The second best scene is a comedic one, a montage of Kellerman (Reed Diamond) nonchalantly eating various foods as his partner uselessly pursues an aggressive line of investigation.
Overall, what can be done with his sort of things is done fairly well, although the best conclusion for Homicide would have been ending the series a few years earlier.
Homicide: The Movie proved to be a good wrap-up to a well-written, well-directed, and well-acted series. Loose ends were tied up that weren't properly addressed at the end of the final season. The entire series, and especially the movie, provided a life-like look at life (and death) in Baltimore, a culturally unique city with an extremely high murder rate.

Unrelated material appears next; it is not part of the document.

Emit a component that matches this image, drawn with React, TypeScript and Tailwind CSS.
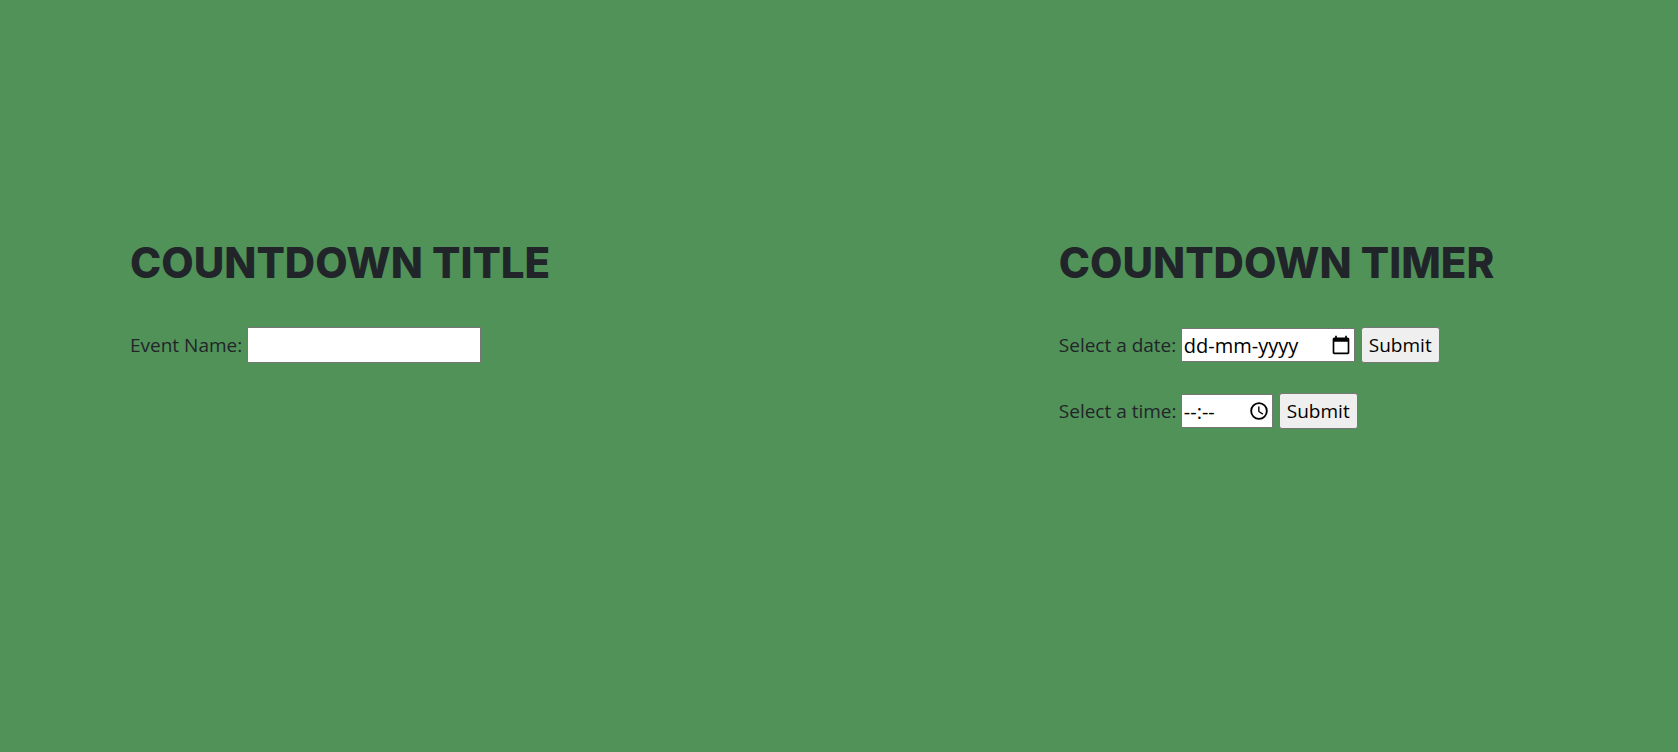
import type { ReactNode } from "react";

const field =
  "border border-[#767676] bg-white px-0.5 text-xl text-black placeholder:text-black placeholder:opacity-100";

function Heading({ children }: { children: ReactNode }) {
  return (
    <h1 className="mb-10 whitespace-nowrap font-['Inter',sans-serif] text-[42px] font-extrabold leading-12 text-[#212529]">
      {children}
    </h1>
  );
}

function CalendarIcon() {
  return (
    <svg viewBox="0 0 24 24" className="size-5" fill="currentColor" aria-hidden="true">
      <path d="M20 3h-1V1h-2v2H7V1H5v2H4c-1.1 0-2 .9-2 2v16c0 1.1.9 2 2 2h16c1.1 0 2-.9 2-2V5c0-1.1-.9-2-2-2zm0 18H4V8h16v13z" />
    </svg>
  );
}

function ClockIcon() {
  return (
    <svg viewBox="0 0 24 24" className="size-5" fill="currentColor" aria-hidden="true">
      <path d="M12 1.500a10.500 10.500 0 1 0 0 21 10.500 10.500 0 0 0 0-21zm0 18.800a8.300 8.300 0 1 1 0-16.600 8.300 8.300 0 0 1 0 16.600z" />
      <path d="M12.600 6.500H11v6.500l5.250 3.350.85-1.330-4.500-2.770z" />
    </svg>
  );
}

type PickerProps = {
  id: string;
  label: string;
  placeholder: string;
  width: string;
  icon: ReactNode;
};

function PickerRow({ id, label, placeholder, width, icon }: PickerProps) {
  return (
    <form className="flex items-center" onSubmit={(e) => e.preventDefault()}>
      <label htmlFor={id} className="w-[122px] whitespace-nowrap">
        {label}
      </label>
      <div className={`relative ${width}`}>
        <input id={id} type="text" placeholder={placeholder} className={`block h-[34px] w-full ${field}`} />
        <button
          type="button"
          aria-label="Open picker"
          className="absolute inset-y-0 right-1 flex items-center text-black"
        >
          {icon}
        </button>
      </div>
      <button
        type="submit"
        className="ml-1.5 h-9 rounded-[3px] border border-[#767676] bg-[#efefef] px-[7px] text-black"
      >
        Submit
      </button>
    </form>
  );
}

export default function App() {
  return (
    <main className="grid min-h-screen grid-cols-[60%_40%] content-start bg-[#519259] pt-[239px] pl-[130px] font-['Open_Sans','Noto_Sans',sans-serif] text-[19px] leading-7 text-[#212529]">
      <section>
        <Heading>COUNTDOWN TITLE</Heading>
        <div className="flex items-center">
          <label htmlFor="event-name" className="w-[117px] whitespace-nowrap">
            Event Name:
          </label>
          <input id="event-name" type="text" className={`h-9 w-[234px] ${field}`} />
        </div>
      </section>
      <section>
        <Heading>COUNTDOWN TIMER</Heading>
        <div className="flex flex-col gap-[30px]">
          <PickerRow
            id="event-date"
            label="Select a date:"
            placeholder="dd-mm-yyyy"
            width="w-[174px]"
            icon={<CalendarIcon />}
          />
          <PickerRow
            id="event-time"
            label="Select a time:"
            placeholder="--:--"
            width="w-[92px]"
            icon={<ClockIcon />}
          />
        </div>
      </section>
    </main>
  );
}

My attraction to the series began long before I moved to Baltimore, but once I experienced life here for myself, I realized how realistic it was. And the movie certainly retained that spirit. I will certainly miss new original episodes of the series, but am very grateful to NBC and the producers and cast for giving us one last glimpse at the dark side of Charm City.
Homicide:The Movie reunites the principal leads of the original show eight years after the events of the last episode occurred. The story revolves around former Homicide Captain Al "G" Giardello, who is running for mayor, and who is shot at a political rally. The next two hours involves the search for the assailant and it has some interesting moments, such as a brilliant scene between Bayliss and Pembleton, along with great acting and directing. The only real flaw here is the script, which brings back all these characters, but hardly gives most of them anything to do. The show's more interesting characters, such as Munch and Lewis, are given minimal screen time, while the supporting characters are given even less. However, if you enjoyed this show when it aired, you might want to take a look at Homicide:The Movie.